La Vocation d’André Carel (1924) est une coproduction franco-suisse. Jean Choux, alors critique de cinéma à Genève, réalise là son premier film en même temps qu’il fait débuter Michel Simon à l’écran. Mettant en application les principes esthétiques de la « symphonie visuelle », le futur cinéaste d’une vingtaine de longs-métrages – principalement en France dans les années trente et pendant l’occupation – fait défiler sur l’écran des paysages-états d’âme, autour du lac Léman et ses environs. Un montage sophistiqué de plans courts ne nuit pas à l’harmonie visuelle ni au propos discret derrière l’histoire racontée: le rapprochement de classes est préférable à l’affrontement. Nous ne sommes pas en Union Soviétique, c’est certain. Une belle réussite.

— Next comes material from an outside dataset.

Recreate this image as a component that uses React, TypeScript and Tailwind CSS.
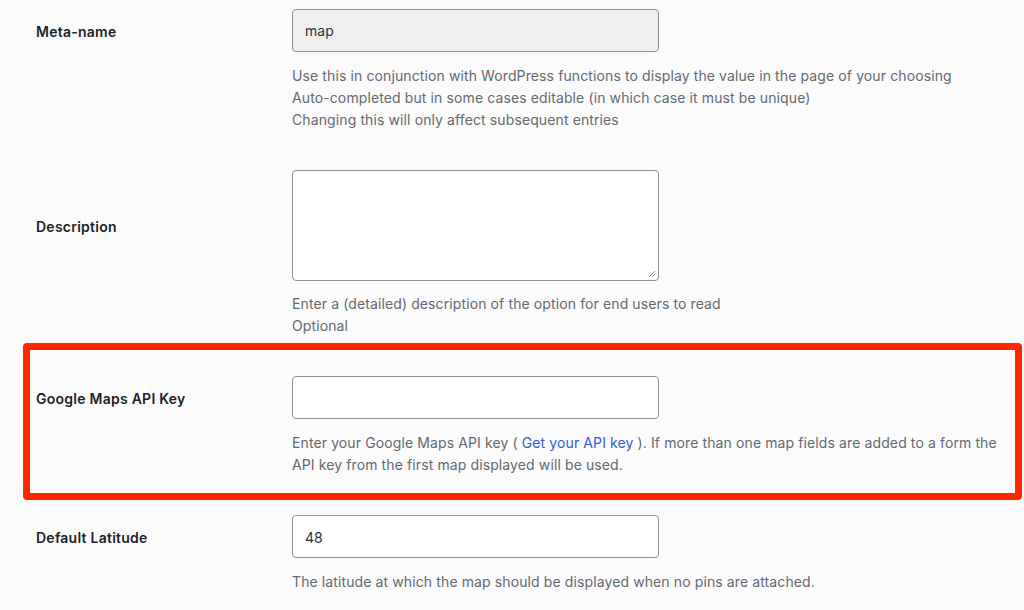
import React from 'react'

const font = { fontFamily: 'Inter, "Liberation Sans", sans-serif' }

function Label({ children }: { children: React.ReactNode }) {
    return (
        <div className="w-[256px] shrink-0 flex items-center pt-[1px] text-[14px] font-semibold tracking-[0.25px] text-[#1d2327]">
            {children}
        </div>
    )
}

function Help({ children }: { children: React.ReactNode }) {
    return (
        <div className="ml-[256px] pt-[1px] text-[14px] leading-[22px] tracking-[0.11px] text-[#646970]">
            {children}
        </div>
    )
}

export default function App() {
    return (
        <div style={font} className="min-h-screen w-full bg-[#fbfbfb] pl-[36px] pt-[9px] pb-6 overflow-hidden">

            {/* Meta-name */}
            <div className="flex">
                <Label>Meta-name</Label>
                <div className="w-[367px] h-[43px] flex items-center px-3 rounded-[4px] border border-[#8c8f94] bg-[#f0f0f1] text-[14px] text-[#2c3338]">
                    map
                </div>
            </div>
            <div className="mt-[12px]">
                <Help>
                    <div>Use this in conjunction with WordPress functions to display the value in the page of your choosing</div>
                    <div>Auto-completed but in some cases editable (in which case it must be unique)</div>
                    <div>Changing this will only affect subsequent entries</div>
                </Help>
            </div>

            {/* Description */}
            <div className="flex mt-[39px]">
                <Label>Description</Label>
                <div className="relative w-[367px] h-[111px] rounded-[4px] border border-[#8c8f94] bg-white">
                    <svg className="absolute right-[2px] bottom-[2px]" width="9" height="9" viewBox="0 0 9 9">
                        <path d="M8 2 L2 8 M8 5 L5 8" stroke="#8c8f94" strokeWidth="1" fill="none" />
                    </svg>
                </div>
            </div>
            <div className="mt-[11px]">
                <Help>
                    <div>Enter a (detailed) description of the option for end users to read</div>
                    <div>Optional</div>
                </Help>
            </div>

            {/* Google Maps API Key (highlighted) */}
            <div className="mt-[6px] -ml-[13px] w-[999px] border-[7px] border-[#ff2600] rounded-[4px] pl-[6px] pt-[26px] pb-[17px]">
                <div className="flex">
                    <Label>Google Maps API Key</Label>
                    <div className="w-[367px] h-[43px] rounded-[4px] border border-[#8c8f94] bg-white" />
                </div>
                <div className="mt-[12px]">
                    <Help>
                        <div>
                            Enter your Google Maps API key ( <a href="#" className="text-[#2f5bd6]">Get your API key</a> ). If more than one map fields are added to a form the
                        </div>
                        <div>API key from the first map displayed will be used.</div>
                    </Help>
                </div>
            </div>

            {/* Default Latitude */}
            <div className="flex mt-[15px]">
                <Label>Default Latitude</Label>
                <div className="w-[367px] h-[43px] flex items-center px-3 pt-[1px] rounded-[4px] border border-[#8c8f94] bg-white text-[14px] text-[#2c3338]">
                    48
                </div>
            </div>
            <div className="mt-[12px]">
                <Help>
                    <div>The latitude at which the map should be displayed when no pins are attached.</div>
                </Help>
            </div>
        </div>
    )
}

Rendez-vous dans la confortable salle Charles Pathé dès le 19 avril. Pour en savoir plus, on se reportera à l’indispensable Histoire du cinéma suisse de Hervé Dumont, publiée en 1987, qui est à la fois une analyse historique et un catalogue des films de fiction, courts et longs métrages, jusqu’en 1966. Certains titres projetés à la Fondation n’y figurent pas car ce sont des actualités ou des documentaires, comme par exemple un Raid africain (1930) avec survol du Kilimandjaro.